Yesterdays price cut announcement on the iPhone in the UK has sparked interest back in to Apple’s first stab at the mobile handset market. If you haven’t heard already, the price of the iPhone 8GB model is set to be cut by £100 by both O2 and The Carphone Warehouse, and is part of a promotion running until 1st June. While those consumers sitting on the fence due to the price point may now be more convinced to roll with the purchase, what does this change really mean and why has it come now?
There is no mistaking that Apple got the recipe wrong in the UK (and the rest of Europe) – charging several hundred pounds for a handset (unsubsidised against its line rental package) on a tariff structure that, over the contract duration, would cost the owner a minimum of £630 in line rental is a deal that just doesn’t fit the current mobile phone market we have here. We live in a society that pays for its handsets but not it’s line rental or pays for its line rental and not its handsets, we’re just not used to paying a lot for our handsets
AND our line rental.
Steve Jobs shows off the iPhone at a keynote speech
While high line rental, lengthy contract durations and no handset subsidies are one of the largest constituents to the lack of iPhone activity in Europe, this is by no means the sole reason for its poor performance. There are two other big reasons why this has not gone as planned for the Steve Jobs clan.
The first of these reasons is that, while from a design and GUI perspective the iPhone is excellent, it is technologically flawed. With such a comprehensive 3G capable network in Europe, we simply shun any smart device which cannot offer us high speed connectivity – especially those devices which promise us the best mobile internet experience (what’s the point in the best website rendering without the best browsing speeds)?
The other reason why the iPhone is flawed is that, again unlike the rest of the industry, the lack of vendors allowed to sell it and the ‘price fixing’ which seems so rife with Apple products cannot promote any decent competition for customers. Walk in to any high street mobile phone retailer and they jump all over you to offer the best Nokia or Sony Ericsson at the most competitive price – this does not happen with the iPhone, and even today’s price reduction has been a carefully organised strategy which has had to seek Apple approval.
So seeing that the iPhone price reduction is not simply one vendor trying to ‘do a deal’ and the other vendor has had to follow suit, this surely means the price reduction has come in for a reason – it has, specifically two reasons:
1. It comes as no surprise that the iPhone has underachieved. In recent keynote speeches Steve Jobs has been accused of massaging his figures, and when he talked about his millions of iPhones sold in Europe he failed to mention that was how many Apple had sold to its network partners, not how many had actually been purchased by customers and were being used. The reality is that many devices have been sitting in warehouses and stock rooms gathering dust as only the Apple fanatics and those flexible with cash and curious enough to try it have ventured in its direction. Those vendors with these stock levels want to (need to) shift them as, after all, they’ve already paid Apple for them and now need to resell them on.
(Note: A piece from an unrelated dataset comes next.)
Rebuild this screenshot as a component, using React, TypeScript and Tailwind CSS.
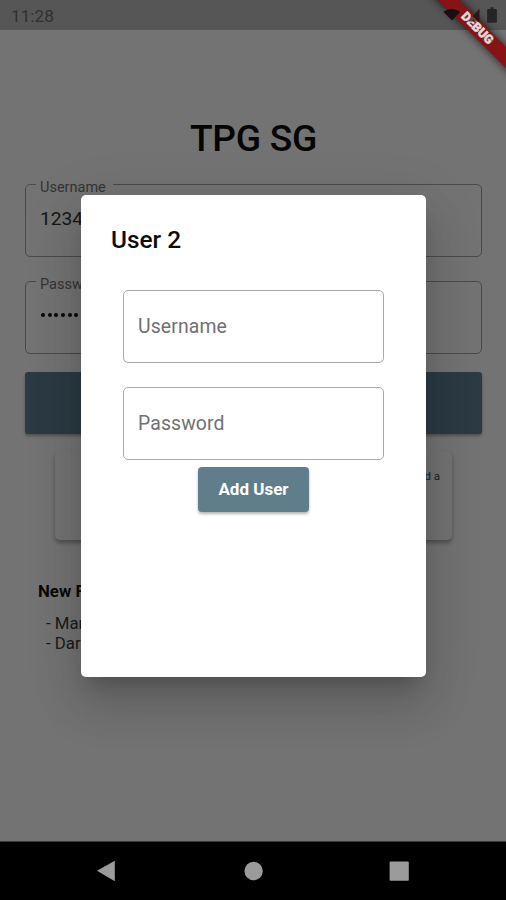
import type { ReactNode } from "react";
import clsx from "clsx";

interface OutlinedFieldProps {
  label: string;
  children: ReactNode;
  className?: string;
}

// Background field with a floating label cut into the outline
function OutlinedField({ label, children, className }: OutlinedFieldProps) {
  return (
    <fieldset
      className={clsx(
        "rounded-[5px] border border-[#4a4a4a] pl-[10px] text-[19.2px] text-[#161616]",
        className
      )}
    >
      <legend className="h-[8px] pl-[4px] pr-[7px] text-[14.5px] leading-[16px] text-[#343434]">
        {label}
      </legend>
      <div className="pl-[4px]">{children}</div>
    </fieldset>
  );
}

function DialogField({ label, className }: { label: string; className?: string }) {
  return (
    <div
      className={clsx(
        "flex h-[73px] w-[261px] items-center rounded-[5px] border border-[#a9a9a9] pl-[14px] text-[19.4px] tracking-[0.12px] text-[#707070]",
        className
      )}
    >
      {label}
    </div>
  );
}

function StatusBar() {
  return (
    <header className="flex h-[30px] items-center justify-between bg-[#565656] pl-[11px] pr-2">
      <span className="pt-[2px] text-[17.2px] leading-5 text-[#303030]">11:28</span>
      <svg width="56" height="20" viewBox="0 0 56 20" className="relative z-10">
        <path d="M1.5 7C6 3 13 3 18 7L10 15.5Z" fill="#171010" />
        <path d="M37.5 3.5v13H26Z" fill="#260808" fillOpacity=".72" />
        <path d="M46 4h2.5V2.3h3V4H54a.9.9 0 0 1 .9.9v12a.9.9 0 0 1-.9.9h-8a.9.9 0 0 1-.9-.9v-12A.9.9 0 0 1 46 4Z" fill="#252525" />
      </svg>
    </header>
  );
}

function DebugBanner() {
  return (
    <div className="absolute left-[377px] top-[21px] z-[5] flex h-[15px] w-[200px] rotate-45 items-center justify-center bg-[#861416] text-[12.4px] font-black leading-none text-[#e0dada] shadow-[0_0_8px_rgba(0,0,0,0.75)] [-webkit-text-stroke:0.5px_#e0dada]">
      DEBUG
    </div>
  );
}

function LoginPage() {
  return (
    <main className="h-[811px] overflow-hidden bg-[#737373] pl-[25px] pr-6">
      <h1 className="pt-[84px] text-center text-[37.2px] font-medium leading-[48px] tracking-[-0.3px] text-[#050505]">
        TPG SG
      </h1>
      <OutlinedField label="Username" className="mt-[18px] h-[77px]">
        <p className="pt-[19px] leading-6">1234</p>
      </OutlinedField>
      <OutlinedField label="Password" className="mt-[20px] h-[77px]">
        <p className="flex gap-[2.7px] pt-[28px] pl-[1px]">
          {[0, 1, 2, 3, 4, 5].map((dot) => (
            <span key={dot} className="size-[4px] rounded-full bg-[#080808]" />
          ))}
        </p>
      </OutlinedField>
      <div className="mt-[18px] h-[62px] rounded-[3px] bg-[#2b3a43] shadow-[0_2px_3px_rgba(0,0,0,0.3)]" />
      <div className="mx-[30px] mt-[17px] h-[89px] rounded-[5px] bg-[#737373] pr-[12px] pt-[17px] text-right text-[11.5px] leading-4 text-[#202020] shadow-[0_3px_4px_rgba(0,0,0,0.32)]">
        d a
      </div>
      <h2 className="mt-[41px] pl-[13px] text-[16.8px] font-bold leading-5 text-[#0a0a0a]">New F</h2>
      <ul className="mt-3 pl-[21px] text-[16.8px] leading-5 text-[#1a1a1a]">
        <li>- Mar</li>
        <li>- Dar</li>
      </ul>
    </main>
  );
}

function AddUserDialog() {
  return (
    <div
      role="dialog"
      className="absolute left-[81px] top-[195px] flex h-[482px] w-[345px] flex-col items-center rounded-[5px] bg-white shadow-[0_14px_18px_-9px_rgba(0,0,0,0.2),0_29px_46px_4px_rgba(0,0,0,0.12),0_11px_56px_10px_rgba(0,0,0,0.07)]"
    >
      <h2 className="w-full pl-[30px] pt-[30px] text-[24.4px] font-medium leading-[30px] text-[#0c0c0c]">
        User 2
      </h2>
      <DialogField label="Username" className="mt-[35px]" />
      <DialogField label="Password" className="mt-[24px]" />
      <button className="mt-[7px] h-[45px] w-[111px] rounded-[4px] bg-[#607d8b] text-[17px] font-bold text-white shadow-[0_2px_3px_rgba(0,0,0,0.3)]">
        Add User
      </button>
    </div>
  );
}

function NavigationBar() {
  return (
    <nav className="h-[59px] border-t border-[#3a3a3a] bg-black">
      <svg width="506" height="58" viewBox="0 0 506 58" fill="#9b9b9b">
        <path d="M97 28.8 114.8 18.7V39.2Z" />
        <circle cx="253.6" cy="29" r="9.2" />
        <rect x="389.6" y="19.5" width="19.2" height="19.2" rx="1" />
      </svg>
    </nav>
  );
}

export default function App() {
  return (
    <div className="relative h-[900px] w-[506px] overflow-hidden font-[Roboto,sans-serif]">
      <StatusBar />
      <DebugBanner />
      <LoginPage />
      <AddUserDialog />
      <NavigationBar />
    </div>
  );
}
The move came from Carphone Warehouse because they simply invested in more iPhone stock than O2 did (although that was because they have more retail outlets). Similarly to the existing stock issue.....
2. A new iPhone is coming, which means that existing stock of the 2G iPhone must go soon or Apple’s partners will be stuck with them. It’s a ‘wine lake and cereal mountain’ theory, but a true one. We are likely to be more interested in the 3G iPhone because it has the technology Europeans demand, but it will also need to come in at the right price otherwise it will all go wrong again. Seeing that Apple are bound to sell the 3G iPhone for less than the 2G iPhone it’s safe to say those left with existing 2G iPhone stock will be battling to give it away, so it’s best to knock something off the price now and get things moving.
To actually see how the iPhone measured up in the UK against other competing devices (such as the Nokia N95) it would be nice to have some sales figures to analyse – sadly there are none. Both O2 and The Carphone Warehouse refused to release any official sales figures for the iPhone, and this has been the case for two reasons. Firstly, the figures are obviously poor – if they were good, both iPhone vendors and Apple would shouting about it. Secondly (because the figures are poor) Apple placed a ‘gagging order’ on its partners that prevented them from releasing any official sales statistics which was confirmed in January by spokespeople for both O2 and The Carphone Warehouse.
The key to iPhone success is not too difficult; market rate handset subsidies, the right technology and distribution through a competitive amount of channels including dealers and service providers. Why this has not been the case is, to many, a mystery - however the sceptical will claim that the handset cost, lack of channel availability and profit sharing that the networks have to provide Apple with has been nothing short of greed.